[tip/core/rcu,1/5] rcu: Expedite deboost in case of deferred quiescent state
diff mbox series

Message ID 20210304002955.24132-1-paulmck@kernel.org
State In Next
Commit 83b38c8a48586de9289f658c3a501a5cc41eade4
Headers show
  • Realtime-related RCU updates for v5.13
Related show

Commit Message

Paul E. McKenney March 4, 2021, 12:29 a.m. UTC
From: "Paul E. McKenney" <paulmck@kernel.org>

Historically, a task that has been subjected to RCU priority boosting is
deboosted at rcu_read_unlock() time.  However, with the advent of deferred
quiescent states, if the outermost rcu_read_unlock() was invoked with
either bottom halves, interrupts, or preemption disabled, the deboosting
will be delayed for some time.  During this time, a low-priority process
might be incorrectly running at a high real-time priority level.

Fortunately, rcu_read_unlock_special() already provides mechanisms for
forcing a minimal deferral of quiescent states, at least for kernels
built with CONFIG_IRQ_WORK=y.  These mechanisms are currently used
when expedited grace periods are pending that might be blocked by the
current task.  This commit therefore causes those mechanisms to also be
used in cases where the current task has been or might soon be subjected
to RCU priority boosting.  Note that this applies to all kernels built
with CONFIG_RCU_BOOST=y, regardless of whether or not they are also
built with CONFIG_PREEMPT_RT=y.

This approach assumes that kernels build for use with aggressive real-time
applications are built with CONFIG_IRQ_WORK=y.  It is likely to be far
simpler to enable CONFIG_IRQ_WORK=y than to implement a fast-deboosting
scheme that works correctly in its absence.

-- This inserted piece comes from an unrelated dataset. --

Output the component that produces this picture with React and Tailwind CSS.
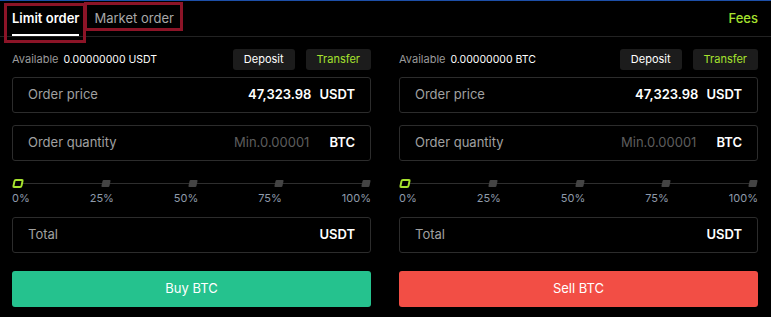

While in the area, alphabetize the rcu_preempt_deferred_qs_handler()
function's local variables.

Cc: Sebastian Andrzej Siewior <bigeasy@linutronix.de>
Cc: Scott Wood <swood@redhat.com>
Cc: Lai Jiangshan <jiangshanlai@gmail.com>
Cc: Thomas Gleixner <tglx@linutronix.de>
Signed-off-by: Paul E. McKenney <paulmck@kernel.org>
 kernel/rcu/tree_plugin.h | 26 ++++++++++++++------------
 1 file changed, 14 insertions(+), 12 deletions(-)

diff mbox series

diff --git a/kernel/rcu/tree_plugin.h b/kernel/rcu/tree_plugin.h
index 2d60377..e17cb23 100644
--- a/kernel/rcu/tree_plugin.h
+++ b/kernel/rcu/tree_plugin.h
@@ -598,9 +598,9 @@  static void rcu_preempt_deferred_qs_handler(struct irq_work *iwp)
 static void rcu_read_unlock_special(struct task_struct *t)
 	unsigned long flags;
+	bool irqs_were_disabled;
 	bool preempt_bh_were_disabled =
 			!!(preempt_count() & (PREEMPT_MASK | SOFTIRQ_MASK));
-	bool irqs_were_disabled;
 	/* NMI handlers cannot block and cannot safely manipulate state. */
 	if (in_nmi())
@@ -609,30 +609,32 @@  static void rcu_read_unlock_special(struct task_struct *t)
 	irqs_were_disabled = irqs_disabled_flags(flags);
 	if (preempt_bh_were_disabled || irqs_were_disabled) {
-		bool exp;
+		bool expboost; // Expedited GP in flight or possible boosting.
 		struct rcu_data *rdp = this_cpu_ptr(&rcu_data);
 		struct rcu_node *rnp = rdp->mynode;
-		exp = (t->rcu_blocked_node &&
-		       READ_ONCE(t->rcu_blocked_node->exp_tasks)) ||
-		      (rdp->grpmask & READ_ONCE(rnp->expmask));
+		expboost = (t->rcu_blocked_node && READ_ONCE(t->rcu_blocked_node->exp_tasks)) ||
+			   (rdp->grpmask & READ_ONCE(rnp->expmask)) ||
+			   (IS_ENABLED(CONFIG_RCU_BOOST) && irqs_were_disabled &&
+			    t->rcu_blocked_node);
 		// Need to defer quiescent state until everything is enabled.
-		if (use_softirq && (in_irq() || (exp && !irqs_were_disabled))) {
+		if (use_softirq && (in_irq() || (expboost && !irqs_were_disabled))) {
 			// Using softirq, safe to awaken, and either the
-			// wakeup is free or there is an expedited GP.
+			// wakeup is free or there is either an expedited
+			// GP in flight or a potential need to deboost.
 		} else {
 			// Enabling BH or preempt does reschedule, so...
-			// Also if no expediting, slow is OK.
-			// Plus nohz_full CPUs eventually get tick enabled.
+			// Also if no expediting and no possible deboosting,
+			// slow is OK.  Plus nohz_full CPUs eventually get
+			// tick enabled.
 			if (IS_ENABLED(CONFIG_IRQ_WORK) && irqs_were_disabled &&
-			    !rdp->defer_qs_iw_pending && exp && cpu_online(rdp->cpu)) {
+			    expboost && !rdp->defer_qs_iw_pending && cpu_online(rdp->cpu)) {
 				// Get scheduler to re-evaluate and call hooks.
 				// If !IRQ_WORK, FQS scan will eventually IPI.
-				init_irq_work(&rdp->defer_qs_iw,
-					      rcu_preempt_deferred_qs_handler);
+				init_irq_work(&rdp->defer_qs_iw, rcu_preempt_deferred_qs_handler);
 				rdp->defer_qs_iw_pending = true;
 				irq_work_queue_on(&rdp->defer_qs_iw, rdp->cpu);